You need look no further... than myself.
And you succeeded...
Hmm... Though I cannot perform the same on others... Yes! I have been able to escape the hands of death! But I have not been able to escape the roots of existence which are the seeds of change. My body... is not immune to change.
You don’t say? You don’t look a day over seven hundred.
Argh! I am ONLY 684, thank you very much!

You can see by... my hideous appearance. Hmm... I’ve have had nothing to do other than roam the earth for the last three hundred years!
Minus a hundred or so due to a nap that... heh... got out of hand, let us say...
I've seen... all I can take... of mankind's cruelty. So... I returned here. For some rest. Heh. Well... hmm... Enough of this gossip! I've got some research to do, eh!

<squats back down with books and looks over shoulder at Edward> May I ask to be left alone...?
<shrugs and wanders off>
<turns over should to James and Koudelka> Hmm? Hm?

And with that we’ll leave Roger Bacon to his reading in peace. Tune in next time as we uncover more of the mansion’s secrets, finally find a use for a key item you’ve probably all forgetten we picked up a dozen updates ago and perhaps get a lore dump on Patrick Hayward’s use of the Émigré Document and how he totally fucked up everything. All this and more as Koudelka continues!

Video: Episode 21 Highlight Reel
(You should always watch Roger Bacon chew scenery.)

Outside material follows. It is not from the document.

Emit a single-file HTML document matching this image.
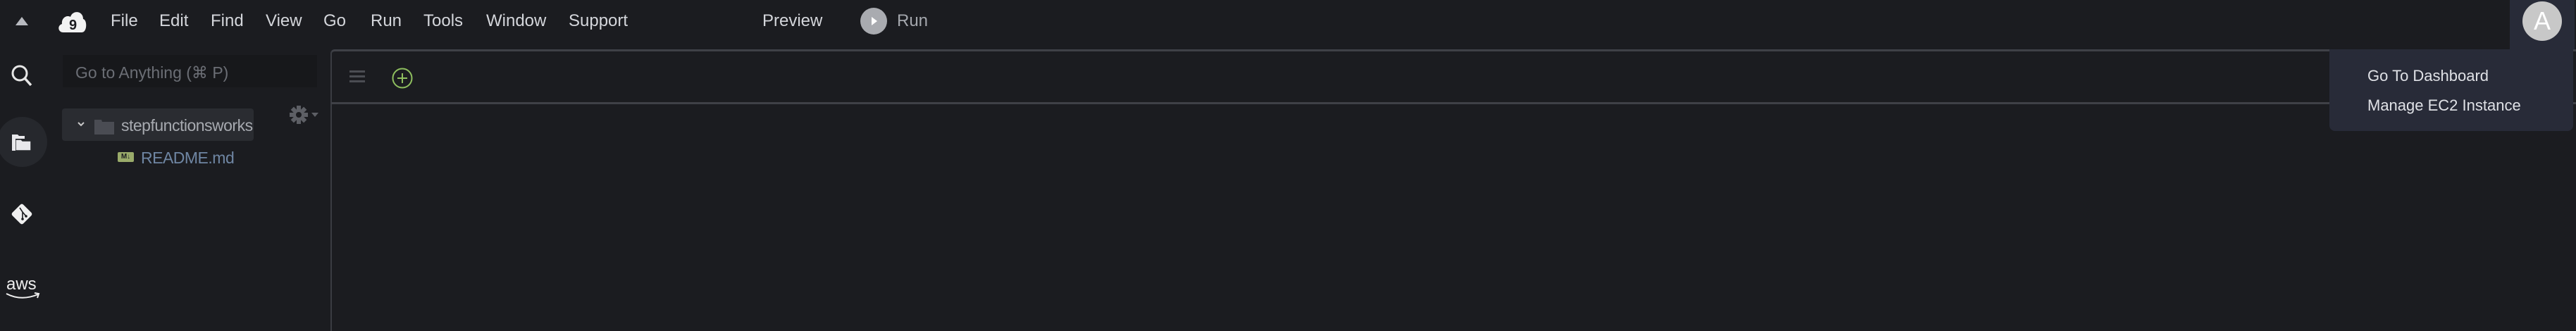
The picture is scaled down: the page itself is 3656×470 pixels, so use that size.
<!DOCTYPE html>
<html><head><meta charset="utf-8"><style>
*{margin:0;padding:0;box-sizing:border-box}
body{width:3656px;height:444px;background:#1b1c20;position:relative;overflow:hidden;font-family:"Liberation Sans",sans-serif}
.a{position:absolute}
.m{position:absolute;top:15px;font-size:24px;color:#d4d6db;line-height:30px}
</style></head><body>
<svg class="a" style="left:20px;top:22px" width="22" height="16"><polygon points="11,2 20,14 2,14" fill="#b8bac0"/></svg>
<svg class="a" style="left:80px;top:12px" width="44" height="36" viewBox="0 0 44 36"><path d="M10 34 C2 34 1 24 8 22 C7 13 15 9 20 12 C23 2 38 3 38 15 C44 16 44 34 36 34 Z" fill="#f2f2f2"/><text x="18" y="30" font-size="20" font-weight="bold" fill="#1b1c20" font-family="Liberation Sans">9</text></svg>
<div class="m" style="left:157px">File</div>
<div class="m" style="left:226px">Edit</div>
<div class="m" style="left:299px">Find</div>
<div class="m" style="left:377px">View</div>
<div class="m" style="left:459px">Go</div>
<div class="m" style="left:526px">Run</div>
<div class="m" style="left:601px">Tools</div>
<div class="m" style="left:690px">Window</div>
<div class="m" style="left:807px">Support</div>
<div class="m" style="left:1082px">Preview</div>
<div class="a" style="left:1221px;top:11px;width:38px;height:38px;border-radius:50%;background:#a9abb0"></div>
<svg class="a" style="left:1235px;top:23px" width="12" height="14"><polygon points="2,1 10,7 2,13" fill="#fff"/></svg>
<div class="m" style="left:1273px;color:#a4a7ad">Run</div>
<div class="a" style="left:3562px;top:0;width:92px;height:70px;background:#282b38"></div>
<div class="a" style="left:3580px;top:2px;width:56px;height:56px;border-radius:50%;background:#c8c8c8;color:#fff;font-size:36px;text-align:center;line-height:56px">A</div>
<svg class="a" style="left:14px;top:90px" width="34" height="34" viewBox="0 0 34 34"><circle cx="14" cy="14" r="10" fill="none" stroke="#e6e6e6" stroke-width="3"/><line x1="21" y1="21" x2="30" y2="31" stroke="#e6e6e6" stroke-width="3.5"/></svg>
<div class="a" style="left:-4px;top:166px;width:71px;height:71px;border-radius:50%;background:#26282d"></div>
<svg class="a" style="left:16px;top:189px" width="30" height="26" viewBox="0 0 30 26"><path d="M1 2h8l2 2h8v4H1z" fill="#e8e8ec"/><path d="M6 9h8l2 2h12v14H6z" fill="#e8e8ec" stroke="#26282d" stroke-width="1.5"/><path d="M1 8h5v17H1z" fill="#e8e8ec"/></svg>
<svg class="a" style="left:12px;top:285px" width="38" height="38" viewBox="0 0 38 38"><rect x="8" y="8" width="22" height="22" rx="3" transform="rotate(45 19 19)" fill="#f0f0f0"/><path d="M16 10l4 6v10M20 16l5 6" stroke="#1b1c20" stroke-width="1.6" fill="none"/><circle cx="20" cy="26" r="1.8" fill="#1b1c20"/><circle cx="25" cy="22" r="1.8" fill="#1b1c20"/></svg>
<div class="a" style="left:9px;top:392px;font-size:24px;color:#eee;line-height:24px">aws</div>
<svg class="a" style="left:8px;top:414px" width="50" height="14"><path d="M1 3 Q22 14 46 4" stroke="#eee" stroke-width="2" fill="none"/><path d="M41 2l6 1-2 6" stroke="#eee" stroke-width="2" fill="none"/></svg>
<div class="a" style="left:89px;top:78px;width:361px;height:46px;background:#17181b"></div>
<div class="a" style="left:107px;top:90px;font-size:23px;color:#6b6e75;line-height:26px">Go to Anything (⌘ P)</div>
<div class="a" style="left:88px;top:154px;width:272px;height:46px;background:#2a2c31;border-radius:4px;overflow:hidden">
<svg class="a" style="left:21px;top:17px" width="12" height="10"><path d="M2 3l4 4 4-4" stroke="#c8c8c8" stroke-width="2" fill="none"/></svg>
<svg class="a" style="left:46px;top:13px" width="28" height="24"><path d="M0 3h10l1 3h17v18H0z" fill="#4a4c53"/></svg>
<div class="a" style="left:84px;top:10px;font-size:23px;color:#a7aab0;white-space:nowrap;line-height:28px;letter-spacing:-0.5px">stepfunctionsworkshop</div>
</div>
<svg class="a" style="left:410px;top:149px" width="48" height="28" viewBox="0 0 48 28"><g transform="translate(14,14)" fill="#5d5f65"><circle r="8"/><g><rect x="-3" y="-13" width="6" height="26"/><rect x="-3" y="-13" width="6" height="26" transform="rotate(45)"/><rect x="-3" y="-13" width="6" height="26" transform="rotate(90)"/><rect x="-3" y="-13" width="6" height="26" transform="rotate(135)"/></g><circle r="4" fill="#1b1c20"/></g><polygon points="32,11 42,11 37,17" fill="#5d5f65"/></svg>
<div class="a" style="left:167px;top:216px;width:23px;height:14px;background:#9aab6a;border-radius:2px;font-size:10px;font-weight:bold;color:#1b1c20;text-align:center;line-height:14px">M↓</div>
<div class="a" style="left:200px;top:210px;font-size:23px;color:#6f86a3;line-height:28px;letter-spacing:-0.5px">README.md</div>
<div class="a" style="left:469px;top:70px;width:3200px;height:400px;border-left:2px solid #3a3c42;border-top:3px solid #3f4147;border-top-left-radius:6px"></div>
<div class="a" style="left:470px;top:145px;width:3200px;height:3px;background:#3f4147"></div>
<svg class="a" style="left:496px;top:99px" width="22" height="20"><rect y="1" width="22" height="3" fill="#4b4d53"/><rect y="8" width="22" height="3" fill="#4b4d53"/><rect y="15" width="22" height="3" fill="#4b4d53"/></svg>
<svg class="a" style="left:555px;top:95px" width="32" height="32"><circle cx="16" cy="16" r="13.5" fill="none" stroke="#8fbf5f" stroke-width="2"/><path d="M16 9v14M9 16h14" stroke="#8fbf5f" stroke-width="2"/></svg>
<div class="a" style="left:3306px;top:70px;width:346px;height:116px;background:#282b38;border-radius:0 0 8px 8px"></div>
<div class="a" style="left:3360px;top:95px;font-size:22px;color:#dfe1e6;line-height:26px">Go To Dashboard</div>
<div class="a" style="left:3360px;top:137px;font-size:22px;color:#dfe1e6;line-height:26px">Manage EC2 Instance</div>
</body></html>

Koudelka Manga Formor Art – The Author of the Émigré Document that appeared in the non-canon Koudelka manga. This ancient race never gets brought up again. As far as mythology goes, Formorians were a race from Irish folklore that were giant (in the literal sense) asshole raiders that came from the sea or deep underground to stir up shit as an explanation for destructive forces of nature. They were similar to the Jötnar from Norse Mythology.